Pictured is Warsaw Area Career Center intern Corbin Johnston, center, with Stephanie Cleland and Amanda Stoffel, his supervisors at health care therapy services at Grace Village Retirement Community. Photo provided by Warsaw Area Career Center.
News Release
WARSAW — Corbin Johnston is working as a therapy intern at Grace Village Retirement Community through the Warsaw Area Career Center’s Work-Based Learning program offered by Warsaw Community Schools.
Johnston, the son of Julie Johnston and Scott Johnston, plans to attend Indiana University in 2024 to study marketing.
Meanwhile, he’s learning a lot through his internship.
What are your job responsibilities? “I help the physical therapist and other therapists with anything they need,” Johnston said in a news release.
How has this position been helpful to you? “This job has taught me that not all work places are the same when in the same field,” he said.
What have you learned? “I have learned to be more vocal with the people in the workplace.”
How is this job preparing you for the future? “This job is allowing me to understand that I may not want to go into this field, but gives an idea of what it is about if I would come back to it in the future.”
What do you like about this job? “I like being able to meet new people by talking to the therapists and the patients.”
What Career Center classes have you taken in your pathway? “Medical Terminology and Principles of Healthcare.”
Johnston’s supervisor at his internship is Amanda Stoffel, lead therapist/speech-language pathologist. Stoffel said the student intern assists therapists with therapy tasks involving patients, cleaning and organizing equipment, filing and other tasks with which therapists need assistance.

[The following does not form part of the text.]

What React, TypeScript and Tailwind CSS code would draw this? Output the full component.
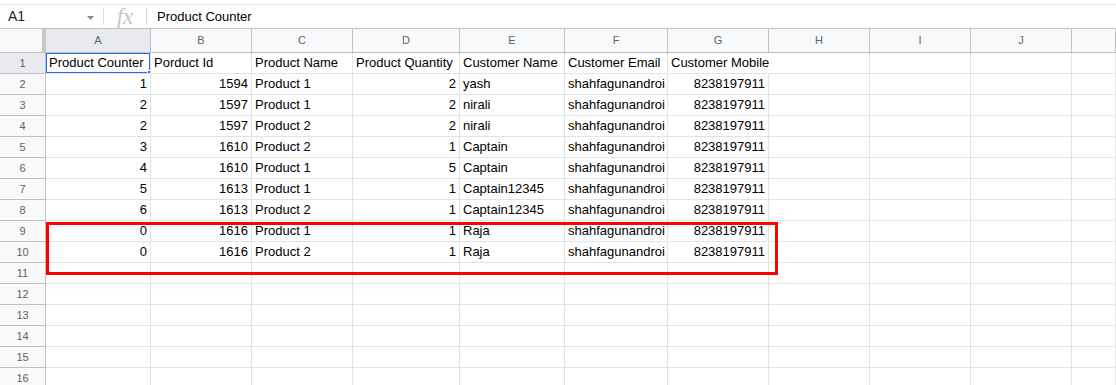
import React from "react";

const COLS = ["A", "B", "C", "D", "E", "F", "G", "H", "I", "J", ""];

type Cell = { v: string; right?: boolean };

const HEAD: Cell[] = [
  { v: "Product Counter" },
  { v: "Porduct Id" },
  { v: "Product Name" },
  { v: "Product Quantity" },
  { v: "Customer Name" },
  { v: "Customer Email" },
  { v: "Customer Mobile" },
];

const DATA: [string, string, string, string, string][] = [
  ["1", "1594", "Product 1", "2", "yash"],
  ["2", "1597", "Product 1", "2", "nirali"],
  ["2", "1597", "Product 2", "2", "nirali"],
  ["3", "1610", "Product 2", "1", "Captain"],
  ["4", "1610", "Product 1", "5", "Captain"],
  ["5", "1613", "Product 1", "1", "Captain12345"],
  ["6", "1613", "Product 2", "1", "Captain12345"],
  ["0", "1616", "Product 1", "1", "Raja"],
  ["0", "1616", "Product 2", "1", "Raja"],
];

const gridCols =
  "grid grid-cols-[46px_105px_101px_101px_107px_105px_103px_101px_101px_101px_101px_1fr]";

function rowCells(r: number): Cell[] {
  if (r === 1) return HEAD;
  const d = DATA[r - 2];
  if (!d) return [];
  return [
    { v: d[0], right: true },
    { v: d[1], right: true },
    { v: d[2] },
    { v: d[3], right: true },
    { v: d[4] },
    { v: "shahfagunandroi" },
    { v: "8238197911", right: true },
  ];
}

function Row({ r }: { r: number }) {
  const cells = rowCells(r);
  return (
    <div className={`${gridCols} h-[21px]`}>
      <div
        className={`flex items-center justify-center border-r border-b border-[#c0c0c0] text-[11px] text-[#5f6368] ${
          r === 1 ? "bg-[#e8eaed]" : "bg-[#f8f9fa]"
        }`}
      >
        {r}
      </div>
      {COLS.map((c, i) => {
        const cell = cells[i];
        const overflow = r === 1 && i === 6;
        return (
          <div
            key={c + i}
            className={`relative flex items-center border-b border-[#e2e3e3] text-[13px] text-black whitespace-nowrap ${
              overflow
                ? "overflow-visible z-10 border-r border-r-transparent pl-[3px]"
                : "overflow-hidden border-r border-r-[#e2e3e3] px-[3px]"
            } ${i === 5 ? "pr-0" : ""} ${cell?.right ? "justify-end" : "justify-start"}`}
          >
            {cell?.v}
            {r === 1 && i === 0 && (
              <>
                <span className="pointer-events-none absolute -left-px -top-px bottom-[-1px] right-[-1px] border-2 border-[#1a73e8]" />
                <span className="absolute right-[-4px] bottom-[-4px] z-20 h-[7px] w-[7px] border border-white bg-[#1a73e8]" />
              </>
            )}
          </div>
        );
      })}
    </div>
  );
}

export default function App() {
  const rows = Array.from({ length: 16 }, (_, i) => i + 1);
  return (
    <div
      className="relative h-[385px] w-[1116px] overflow-hidden bg-white"
      style={{ fontFamily: '"Liberation Sans", Arial, sans-serif' }}
    >
      <div className="h-[4px]" />
      {/* formula bar */}
      <div className="flex h-[24px] items-center border-t border-[#e0e0e0]">
        <div className="flex w-[103px] items-center justify-between pl-[8px] pr-[8px]">
          <span className="text-[14px] text-[#202124]">A1</span>
          <svg width="8" height="4" viewBox="0 0 8 4" className="mt-[2px]">
            <path d="M0 0h7L3.5 4z" fill="#80868b" />
          </svg>
        </div>
        <div className="h-[17px] w-px bg-[#dadce0]" />
        <div
          className="flex w-[42px] items-center justify-center text-[23px] italic leading-none text-[#c4c7c5]"
          style={{ fontFamily: '"Liberation Serif", "Times New Roman", serif' }}
        >
          fx
        </div>
        <div className="h-[17px] w-px bg-[#dadce0]" />
        <span className="pl-[10px] text-[13px] text-black">Product Counter</span>
      </div>

      {/* column headers */}
      <div className={`${gridCols} h-[25px] border-t border-b border-[#c0c0c0] bg-[#f8f9fa]`}>
        <div className="border-r-4 border-[#c4c7c5]" />
        {COLS.map((c, i) => (
          <div
            key={c + i}
            className={`flex items-center justify-center border-r border-[#c0c0c0] text-[11px] text-[#5f6368] ${
              i === 0 ? "bg-[#e8eaed]" : ""
            }`}
          >
            {c}
          </div>
        ))}
      </div>

      {rows.map((r) => (
        <Row key={r} r={r} />
      ))}

      {/* annotation */}
      <div className="pointer-events-none absolute left-[46px] top-[222px] h-[53px] w-[732px] border-[3px] border-[#ff0000]" />
    </div>
  );
}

How is this job preparing this student for the future? “Students who are thinking about entering the fields of physical therapy, occupational therapy or speech therapy will get experience working with therapists and job shadowing experience in all three fields,” Stoffel said.
What do you think of the WACC Work-Based Learning program? “I think it is an excellent program to help students learn basic skills in an area that they are interested in pursuing as a career before they would begin paying for college courses in a field that they may or may not end up liking.”